_WHAT YOU NEED TO DO_.
Collect every line below that contains the word "styles".

_PROVIDED MATERIAL_.
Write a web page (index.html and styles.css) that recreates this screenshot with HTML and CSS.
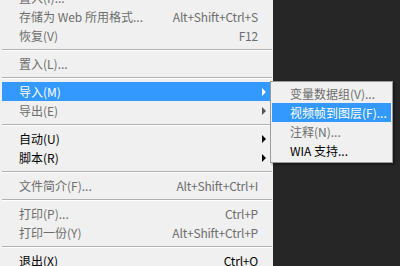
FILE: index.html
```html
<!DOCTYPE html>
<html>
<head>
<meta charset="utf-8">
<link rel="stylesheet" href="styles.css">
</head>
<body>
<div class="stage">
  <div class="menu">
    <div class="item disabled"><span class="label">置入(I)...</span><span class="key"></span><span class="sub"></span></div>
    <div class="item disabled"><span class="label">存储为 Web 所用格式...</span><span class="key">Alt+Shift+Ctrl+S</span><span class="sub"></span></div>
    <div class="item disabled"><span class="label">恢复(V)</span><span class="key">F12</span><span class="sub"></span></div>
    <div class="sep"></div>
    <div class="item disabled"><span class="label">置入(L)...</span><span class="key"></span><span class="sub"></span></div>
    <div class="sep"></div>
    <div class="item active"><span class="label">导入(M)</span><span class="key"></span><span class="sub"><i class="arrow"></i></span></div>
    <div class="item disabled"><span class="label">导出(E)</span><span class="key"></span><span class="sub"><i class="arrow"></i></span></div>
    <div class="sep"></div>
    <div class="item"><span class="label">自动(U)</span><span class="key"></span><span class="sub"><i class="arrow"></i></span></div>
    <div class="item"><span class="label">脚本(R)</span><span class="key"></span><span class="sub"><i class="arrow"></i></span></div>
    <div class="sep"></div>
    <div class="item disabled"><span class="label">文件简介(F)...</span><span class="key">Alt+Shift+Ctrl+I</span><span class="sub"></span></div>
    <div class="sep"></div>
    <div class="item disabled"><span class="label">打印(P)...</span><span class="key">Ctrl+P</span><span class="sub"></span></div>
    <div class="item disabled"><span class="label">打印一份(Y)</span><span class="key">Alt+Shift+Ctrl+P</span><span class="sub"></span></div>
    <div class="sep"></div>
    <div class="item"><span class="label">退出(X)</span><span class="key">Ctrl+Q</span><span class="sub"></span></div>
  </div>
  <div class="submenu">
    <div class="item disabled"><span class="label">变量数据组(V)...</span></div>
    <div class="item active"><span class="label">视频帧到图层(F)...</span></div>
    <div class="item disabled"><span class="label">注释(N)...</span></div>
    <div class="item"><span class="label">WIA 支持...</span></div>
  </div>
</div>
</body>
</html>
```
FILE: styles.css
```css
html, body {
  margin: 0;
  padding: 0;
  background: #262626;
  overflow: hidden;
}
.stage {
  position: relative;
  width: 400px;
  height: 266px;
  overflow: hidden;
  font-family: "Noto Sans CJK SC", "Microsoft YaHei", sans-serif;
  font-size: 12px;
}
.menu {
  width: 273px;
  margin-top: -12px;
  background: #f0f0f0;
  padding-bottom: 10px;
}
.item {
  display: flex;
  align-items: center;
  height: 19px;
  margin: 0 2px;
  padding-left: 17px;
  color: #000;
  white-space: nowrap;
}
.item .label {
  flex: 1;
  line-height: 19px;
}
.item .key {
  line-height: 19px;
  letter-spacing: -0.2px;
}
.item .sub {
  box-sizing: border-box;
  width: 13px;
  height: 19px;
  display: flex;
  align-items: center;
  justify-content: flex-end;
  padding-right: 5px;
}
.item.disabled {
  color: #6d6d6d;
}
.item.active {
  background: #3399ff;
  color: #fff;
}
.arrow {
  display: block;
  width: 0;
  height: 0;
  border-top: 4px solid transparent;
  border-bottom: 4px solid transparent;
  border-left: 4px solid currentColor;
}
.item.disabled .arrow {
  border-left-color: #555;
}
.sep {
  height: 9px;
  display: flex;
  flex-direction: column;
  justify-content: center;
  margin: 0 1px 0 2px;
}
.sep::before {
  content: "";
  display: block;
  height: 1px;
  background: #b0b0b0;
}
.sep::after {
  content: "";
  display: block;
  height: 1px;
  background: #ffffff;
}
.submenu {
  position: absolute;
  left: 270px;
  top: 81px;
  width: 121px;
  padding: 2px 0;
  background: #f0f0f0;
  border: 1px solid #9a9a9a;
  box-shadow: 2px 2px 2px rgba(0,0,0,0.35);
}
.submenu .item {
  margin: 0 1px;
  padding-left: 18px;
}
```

_EXERCISE ANSWER_.
Write a web page (index.html and styles.css) that recreates this screenshot with HTML and CSS.
<link rel="stylesheet" href="styles.css">
FILE: styles.css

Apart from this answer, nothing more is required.